Previously, our operational planners had to access several different systems to find all the relevant information. But now they can go into the OPT dashboard to find all the information they need quickly.
Project Team
Jennifer Sampson (Data Scientist)
Peter Koczca (Data Scientist)
MLOps Challenges
Large Compute Requirement
It is not feasible to train these NLP models using large amount of training data on the local machine.
Long Training Time for Model Training
These complex NLP models take a long time to train using traditional CPU compute.
Need for Distributed Model Training
Need to process Pytorch jobs using multiple workers for distributed training using deepspeed model training and inference framework
Need to Store and Accesss Large Amount of Training Data
Large amount of training data needed to be stored in cloud and then needed to be available for training in a distributed training environment.
MLOps Solutions
GPU Compute on Kubernetes Cluster
Team was able to make use of GPU compute on Kubernetes to leverage the scale and power of kubernetes to process the ML model training jobs.
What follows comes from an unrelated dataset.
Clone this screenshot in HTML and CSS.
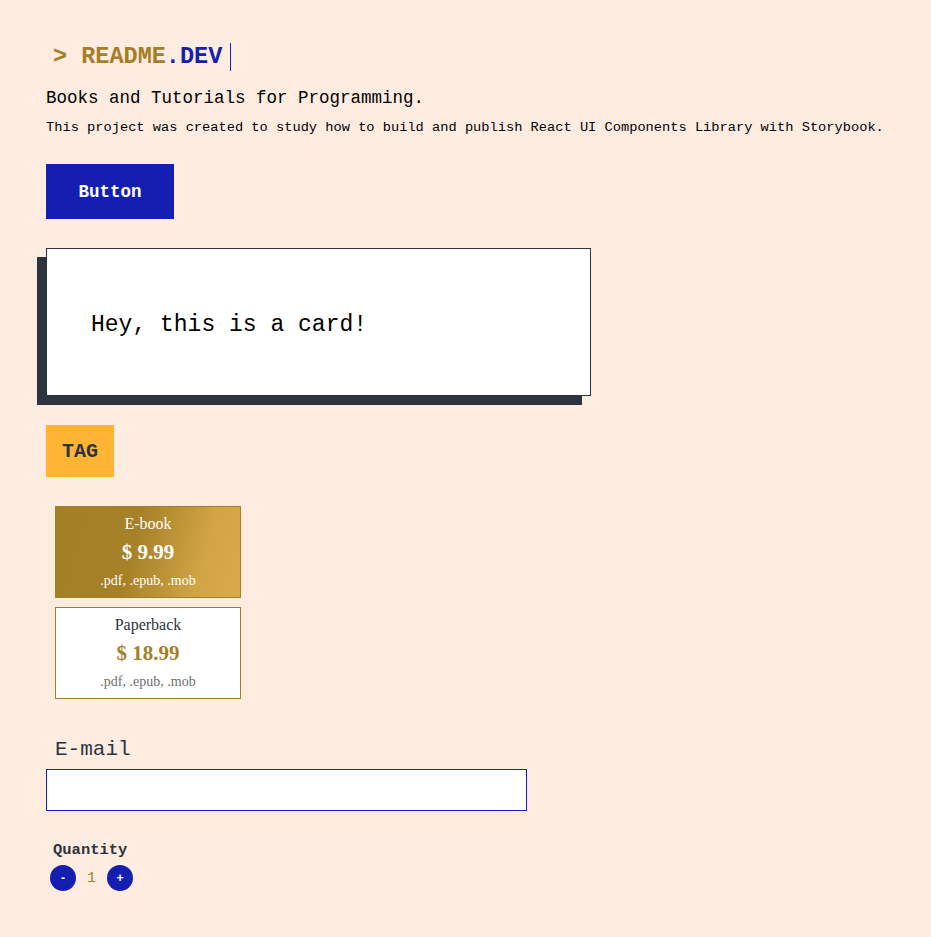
FILE: index.html
```html
<!DOCTYPE html>
<html lang="en">
<head>
<meta charset="utf-8">
<title>README.DEV</title>
<link rel="stylesheet" href="styles.css">
</head>
<body>
<main class="page">
  <header class="brand">
    <h1 class="logo"><span class="prompt">&gt;</span> <span class="gold">README</span><span class="blue">.DEV</span><span class="cursor"></span></h1>
    <p class="headline">Books and Tutorials for Programming.</p>
    <p class="desc">This project was created to study how to build and publish React UI Components Library with Storybook.</p>
  </header>

  <button class="btn">Button</button>

  <div class="card">Hey, this is a card!</div>

  <span class="tag">TAG</span>

  <div class="prices">
    <div class="price active">
      <div class="ptype">E-book</div>
      <div class="pval">$ 9.99</div>
      <div class="pfmt">.pdf, .epub, .mob</div>
    </div>
    <div class="price">
      <div class="ptype">Paperback</div>
      <div class="pval">$ 18.99</div>
      <div class="pfmt">.pdf, .epub, .mob</div>
    </div>
  </div>

  <label class="field">
    <span class="field-label">E-mail</span>
    <input class="input" type="email">
  </label>

  <div class="qty">
    <div class="qty-label">Quantity</div>
    <div class="qty-row">
      <button class="round">-</button>
      <span class="qty-val">1</span>
      <button class="round">+</button>
    </div>
  </div>
</main>
</body>
</html>
```
FILE: styles.css
```css
* { box-sizing: border-box; }
html, body { margin: 0; padding: 0; }
body {
  background: #ffece1;
  font-family: "Liberation Mono", "Courier New", monospace;
  color: #000;
}
.page {
  padding: 40px 0 40px 46px;
  display: flex;
  flex-direction: column;
  align-items: flex-start;
}
.brand { display: flex; flex-direction: column; }
.logo {
  margin: 3px 0 0 7px;
  font-size: 23.5px;
  font-weight: bold;
  line-height: 28px;
  white-space: pre;
}
.prompt, .gold { color: #a57f26; }
.blue { color: #1420b0; }
.cursor {
  display: inline-block;
  width: 1px;
  height: 28px;
  background: #1420c8;
  margin-left: 8px;
  vertical-align: middle;
}
.headline {
  margin: 15px 0 0;
  font-size: 17.5px;
  line-height: 24px;
}
.desc {
  margin: 9px 0 0;
  font-size: 13.7px;
  line-height: 18px;
}
.btn {
  margin-top: 27px;
  width: 128px;
  height: 55px;
  background: #141fb2;
  color: #fff;
  border: 0;
  font-family: inherit;
  font-size: 17.5px;
  font-weight: bold;
  cursor: pointer;
}
.card {
  margin-top: 29px;
  width: 545px;
  height: 148px;
  background: #fff;
  border: 1px solid #2d3440;
  box-shadow: -9px 9px 0 #2d3440;
  font-size: 23px;
  padding: 6px 0 0 44px;
  display: flex;
  align-items: center;
}
.tag {
  margin-top: 29px;
  width: 68px;
  height: 52px;
  background: #ffb533;
  color: #2d3440;
  font-weight: bold;
  font-size: 20px;
  display: flex;
  align-items: center;
  justify-content: center;
}
.prices {
  margin: 29px 0 0 9px;
  display: flex;
  flex-direction: column;
  gap: 9px;
}
.price {
  width: 186px;
  height: 92px;
  border: 1px solid #a57f26;
  background: #fff;
  font-family: "Liberation Serif", "Times New Roman", serif;
  text-align: center;
  color: #2d3440;
  display: flex;
  flex-direction: column;
  align-items: center;
  padding-top: 7px;
}
.price.active {
  background: linear-gradient(105deg, #a37f26 0%, #a68127 42%, #d2a446 78%, #d9aa4c 100%);
  color: #fff;
}
.ptype { font-size: 16px; line-height: 20px; }
.pval {
  font-size: 21px;
  font-weight: bold;
  line-height: 24px;
  margin-top: 6px;
  color: #a57f26;
}
.pfmt {
  font-size: 14px;
  line-height: 18px;
  margin-top: 8px;
  color: #6f6f6f;
}
.price.active .pval, .price.active .pfmt { color: #fff; }
.field {
  margin-top: 39px;
  display: flex;
  flex-direction: column;
}
.field-label {
  margin-left: 9px;
  font-size: 21px;
  line-height: 24px;
  color: #2d3440;
}
.input {
  margin-top: 7px;
  width: 481px;
  height: 42px;
  border: 1px solid #1420d0;
  background: #fff;
  outline: none;
}
.qty { margin: 30px 0 0 4px; }
.qty-label {
  margin-left: 3px;
  font-size: 15.5px;
  font-weight: bold;
  color: #2d3440;
  line-height: 18px;
}
.qty-row {
  margin-top: 6px;
  display: flex;
  align-items: center;
  gap: 11px;
}
.round {
  width: 26px;
  height: 26px;
  border-radius: 50%;
  border: 0;
  background: #141fb2;
  color: #fff;
  font-family: "Liberation Sans", Arial, sans-serif;
  font-weight: bold;
  font-size: 12px;
  padding: 0;
  display: flex;
  align-items: center;
  justify-content: center;
}
.qty-val {
  font-size: 15px;
  color: #a57f26;
}
```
Speeding Up Model Training using GPU
Team was able to reduce the time it takes to train the model using distributed training, powerful GPU compute and scalability of Kubernetes.
Persistent Data Storage & Availability
Team was able to store large amount of training data on Persistent Volumes on Kubernetes and readiliy make it available to training jobs in a distributed training environment using multiple workers.
GitHub Repos
https://github.com/equinor/kai-multilingual-models